6 Apr 2022

The vanishing fallacy: The tactics of Question Time

From The House , 6:55 pm on 6 April 2022

Question Time at Parliament is the closest thing it has to a game like Quidditch.

A game with a lot of complicated rules which is still weirdly free-form and surprisingly brutal.

Question Time also has a fair bit of quaffle, and more than its share of beaters and bludgers (or at least bludgeoners). And, just like on the pitch, Question Time is a contest where the tactics constantly evolve, with counter tactics shifting to respond.

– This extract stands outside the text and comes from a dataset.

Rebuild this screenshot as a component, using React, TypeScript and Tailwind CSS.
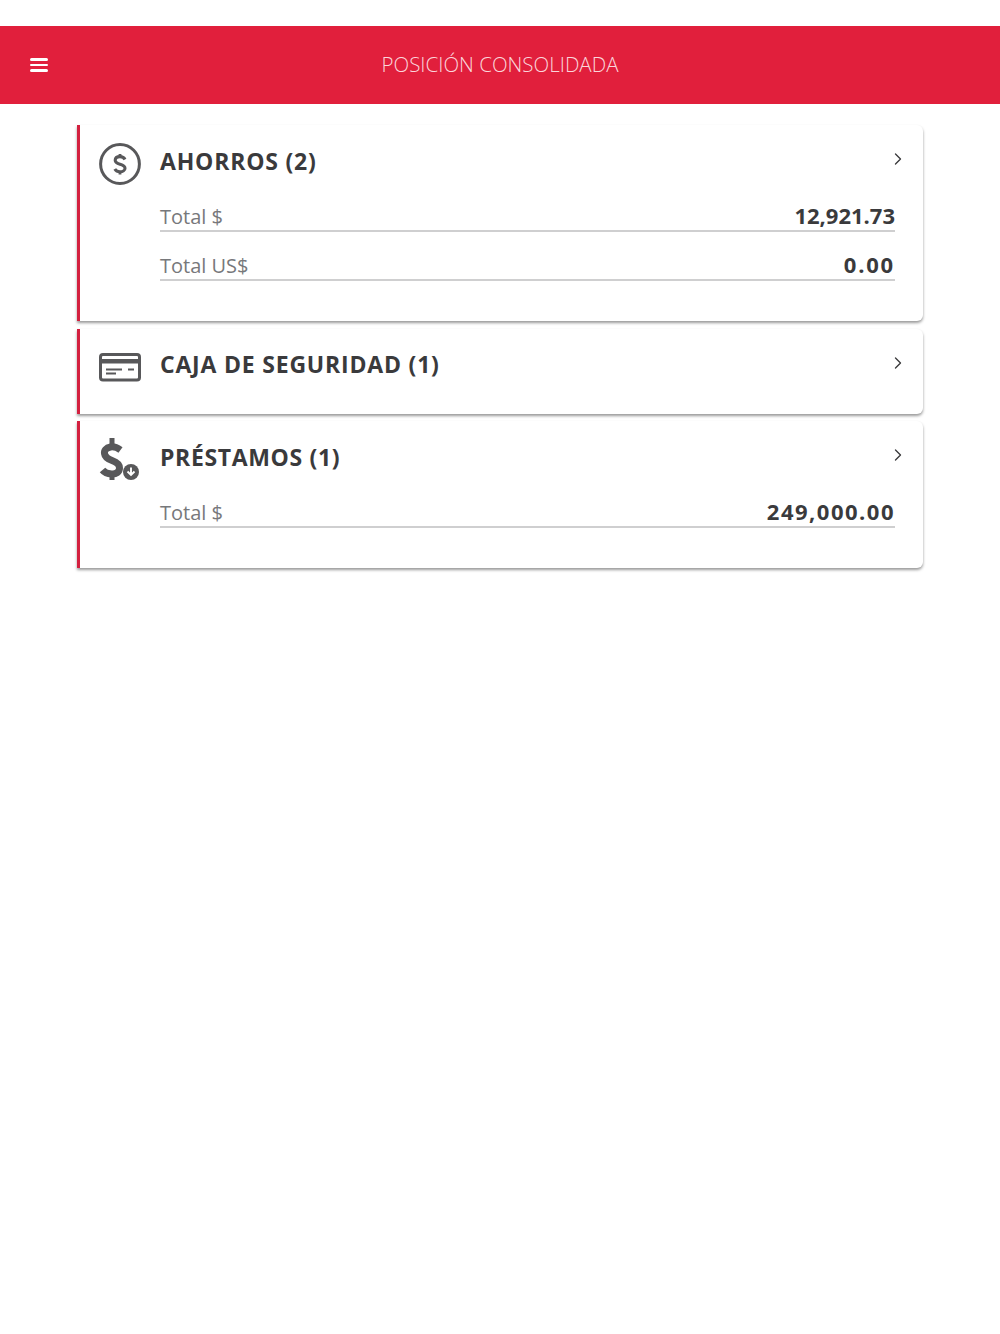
import { ChevronRight } from "lucide-react";

function DollarCircleIcon() {
  return (
    <svg width="44" height="44" viewBox="0 0 44 44" fill="none">
      <circle cx="21" cy="22" r="19.4" stroke="#58585a" strokeWidth="3" />
      <path d="M26 17.5C25 15.5 23 14.6 21 14.6C18 14.6 16.2 16.2 16.2 18.3C16.2 20.6 18.4 21.5 21 22.2C23.8 23 26 24 26 26.2C26 28.4 23.8 29.8 21 29.8C18.8 29.8 16.8 28.8 15.8 27" stroke="#58585a" strokeWidth="3.1" />
      <path d="M21 12v3M21 29.5v3" stroke="#58585a" strokeWidth="2.8" />
    </svg>
  );
}

function CardIcon() {
  return (
    <svg width="44" height="30" viewBox="0 0 44 30" fill="none">
      <rect x="1.5" y="1.5" width="39" height="25.6" rx="2.5" stroke="#58585a" strokeWidth="3" />
      <rect x="1" y="6" width="40" height="4.5" fill="#58585a" />
      <rect x="7" y="15.5" width="16" height="2" fill="#58585a" />
      <rect x="7" y="19.5" width="10" height="2" fill="#58585a" />
      <rect x="29" y="15.5" width="6" height="2" fill="#58585a" />
    </svg>
  );
}

function LoanIcon() {
  return (
    <svg width="44" height="46" viewBox="0 0 44 46" fill="none">
      <path d="M21.5 13C18 10.5 14.5 9.5 11.5 10C7 10.8 5 13.5 5.5 16.5C6 20.5 9 22 13 23.5C18 25.3 20.5 27.5 20.5 31C20.5 35 17 37.5 12.5 37C9 36.8 5.5 35.5 3.5 33" stroke="#58585a" strokeWidth="7" />
      <path d="M13 1v8M13 37v6" stroke="#58585a" strokeWidth="5" />
      <circle cx="32" cy="35" r="8" fill="#58585a" />
      <path d="M32 30.5v7.5M28.5 34.5l3.5 3.5 3.5-3.5" stroke="#ffffff" strokeWidth="1.9" />
    </svg>
  );
}

type RowData = { label: string; value: string; valueClass: string };

function Row({ label, value, valueClass }: RowData) {
  return (
    <div className="flex h-[32px] items-end justify-between border-b-2 border-[#cfcfd0] text-[20px] leading-[30px]">
      <span className="leading-[26px] font-normal text-[#77787b]">{label}</span>
      <span className={`text-[22px] font-bold text-[#3a3a3c] ${valueClass}`}>{value}</span>
    </div>
  );
}

function Card({ title, titleClass, icon, iconClass, rows, className }: { title: string; titleClass: string; icon: React.ReactNode; iconClass: string; rows?: RowData[]; className: string }) {
  return (
    <div className={`relative flex rounded-r-md border-l-[3px] border-[#d3203f] bg-white pl-[19px] shadow-[0_2px_3px_rgba(0,0,0,0.4)] ${className}`}>
      <div className={`w-[61px] shrink-0 ${iconClass}`}>{icon}</div>
      <div className="mr-[28px] flex-1">
        <div className="flex h-[75px] items-start justify-between">
          <h2 className={`text-[23px] leading-[34px] font-bold tracking-[0.8px] text-[#3a3a3c] ${titleClass}`}>{title}</h2>
          <ChevronRight size={20} strokeWidth={1.6} className="mt-[24px] -mr-[13px] text-[#3a3a3c]" />
        </div>
        <div className="flex flex-col gap-[17px]">
          {rows?.map((r) => <Row key={r.label} {...r} />)}
        </div>
      </div>
    </div>
  );
}

export default function App() {
  return (
    <div className="min-h-[1334px] bg-white pt-[26px] font-['Open_Sans',sans-serif]">
      <header className="relative flex h-[78px] items-center justify-center bg-[#e11f3c]">
        <button className="absolute left-[30px] flex flex-col gap-[3px]">
          <span className="h-[2.5px] w-[18px] rounded-sm bg-white" />
          <span className="h-[2.5px] w-[18px] rounded-sm bg-white" />
          <span className="h-[2.5px] w-[18px] rounded-sm bg-white" />
        </button>
        <h1 className="-mt-[2px] text-[20.5px] font-light text-[#fbd5da]">POSICIÓN CONSOLIDADA</h1>
      </header>
      <main className="flex flex-col px-[77px] pt-[21px]">
        <Card
          title="AHORROS (2)"
          titleClass="pt-[19px]"
          icon={<DollarCircleIcon />}
          iconClass="pt-[17px]"
          className="mb-[8px] h-[196px]"
          rows={[
            { label: "Total $", value: "12,921.73", valueClass: "tracking-[0px]" },
            { label: "Total US$", value: "0.00", valueClass: "tracking-[1.8px]" },
          ]}
        />
        <Card title="CAJA DE SEGURIDAD (1)" titleClass="pt-[18px]" icon={<CardIcon />} iconClass="pt-[24px]" className="mb-[7px] h-[85px]" />
        <Card
          title="PRÉSTAMOS (1)"
          titleClass="pt-[19px] tracking-[0.65px]"
          icon={<LoanIcon />}
          iconClass="pt-[16px]"
          className="h-[147px]"
          rows={[{ label: "Total $", value: "249,000.00", valueClass: "tracking-[1.5px]" }]}
        />
      </main>
    </div>
  );
}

National Party MP Nicola Willis in the General Debate

National Party MP Nicola Willis in the General Debate Photo: ©VNP / Phil Smith

Informal Fallacies

The tactics of Question Time vary widely but frequently they borrow from what logicians call informal fallacies of logic.  Think syllogisms in ripped jeans.

Both questions and answers can lean into false equivalencies, false dilemmas, flawed causalities, shifted goalposts, arguments from repetition and oh, so many more. 

There is also enough casual torture of statistics to make mathematicians cry.

A recent favourite is taking the funding for a long-term project and dividing it by the impacts effected in the initial period. Like complaining at a restaurant that you spent big and only got bread; but doing so before the servers bring your meal.

But one clever tactic heavily used in Question Time recently may have suddenly disappeared this week when it was discovered that the tactic goes both ways. 

‘What does he say to Katie?’

On Tuesday National’s deputy leader Nicola Willis was quizzing the Minister of Finance Grant Robertson when she employed a recent Question Time go-to tactic. 

“What does he say to Katie, who responded to the Prime Minister's Facebook post about the Government's 1 April changes to benefits and entitlements saying, ‘What about the middle income earners? We both have full-time jobs. There is no relief because we aren't on benefits, but still get stung by the increases everywhere.’

The logician might classify this debating tactic as an Appeal to Emotion, specifically to empathy. They might also say it borrows cleverly from the Appeal to Poverty.

However classified, it is a very effective political tactic and a longstanding tradition that all parties tend to use in opposition. 

While a Minister answering the question might confidently slap down an MP, showing anything but empathy to a member of the public (especially a suffering one) risks looking callous. The appeal to emotion puts the minister in a difficult position.

It doesn’t even matter whether the member of the public is real or not; and when these kind of quotes come from unverifiable sources (and echo political talking points), some might wonder whether they are sock or meat puppets.

Labour MP and Deputy PM Grant Robertson in the House

Labour MP and Deputy PM Grant Robertson in the House Photo: ©VNP / Phil Smith

‘I see your Katie and raise you a Becks…’

This week though, in a shift of counter-tactics Grant Robertson took his responses from exactly the same bag of tricks, responding:  

“I express sympathy for that person, but, then, I would refer that person to meet up with Becks, who wrote to the Prime Minister to say, ‘Thanks so much for all you and your Government has done. The COVID assistance has kept me in business without a doubt, and I've been around long enough to appreciate that National would've turned a blind eye to the likes of my little business.’

One Twitter wag this week suggested a change to Parliament’s rules on this.

‘Once more unto the breach’

But it’s been such a useful tactic that Nicola Willis decided it was worth a second crack, quoting an different critic's Facebook post.

Most MPs come to the House with a carefully scripted list of questions, or an 'option tree' to guide their next move. It must be difficult to spontaneously rethink the plan.

Sometimes, even if a tactical approach falls flat or the answers to their whole list of queries are given in response to the first one, they tend to stick to the script to the bitter end.

Nicola Willis' second attempt was similarly answered with another matching quote.

As if to make the point that he could play 'quote-tennis' all day Grant Robertson went on quoting from that person at length until the Speaker asked him to please stop.

…and now for something completely different 

And so... on Wednesday during Question Time when those two regular interlocutors matched up again that particular tactic was absent from Nicola Willis' playbook. 

In the ever-shifting tactics of Question Time it’s just possible that (for the moment at least) the convenient quote from a member of the public might be off the menu.